Jersey Girl wrote:
[...]
Preparing and serving food to order is some of the most demanding work you'll ever do in your life, it will teach you about human social behavior like not many other jobs will (John Q. Public can be incredibly rude when it comes to food or take out their troubles on you simply because you are "there"), make you become adaptable, it requires the ability to multitask like a demon, stay on your feet for long hours because good luck getting a break when you're working with a skeleton crew.
[...]
And then there are naïve people on the internet who think that taking a swipe at a whole profession and the people who engage in it, makes them look smart. When what it really does is make them look like a complete ass who doesn't know ____ and has no insight to draw from.
Couldn't agree more. It's very hard work, and the people who do it for us deserve to be spoken to like human beings rather than the vending and serving machines that all too many people treat them as.

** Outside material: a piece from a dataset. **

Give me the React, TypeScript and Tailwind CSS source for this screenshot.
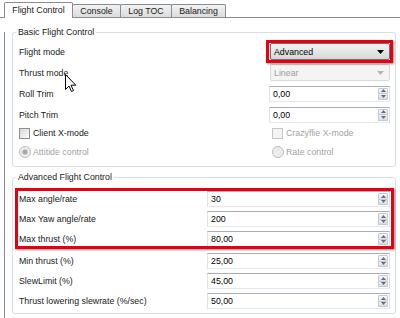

Chap wrote:On the other hand, I would always think it better to avoid provoking or insulting the staff of a restaurant where I am eating, because:
1. [99% of the reasons] That kind of confrontation spoils most of the pleasure of eating a meal prepared and served by others, and in general I find that a little time invested in being nice to often overworked and underpaid service staff pays a big dividend in reciprocal niceness. And in any case (as the Buddhists know) being nice to someone else is good for you, whatever the reaction.
café crema wrote:There is more than a pinch of condescension in this part.
Puzzling. So to avoid condescension, I have to do what, exactly? Stop showing appreciation for people who do a hard job well? Because they'd be happier if I received their good service in stone-faced silence, paid, and left without a word of thanks, or any acknowledgement that I was encountering another human being?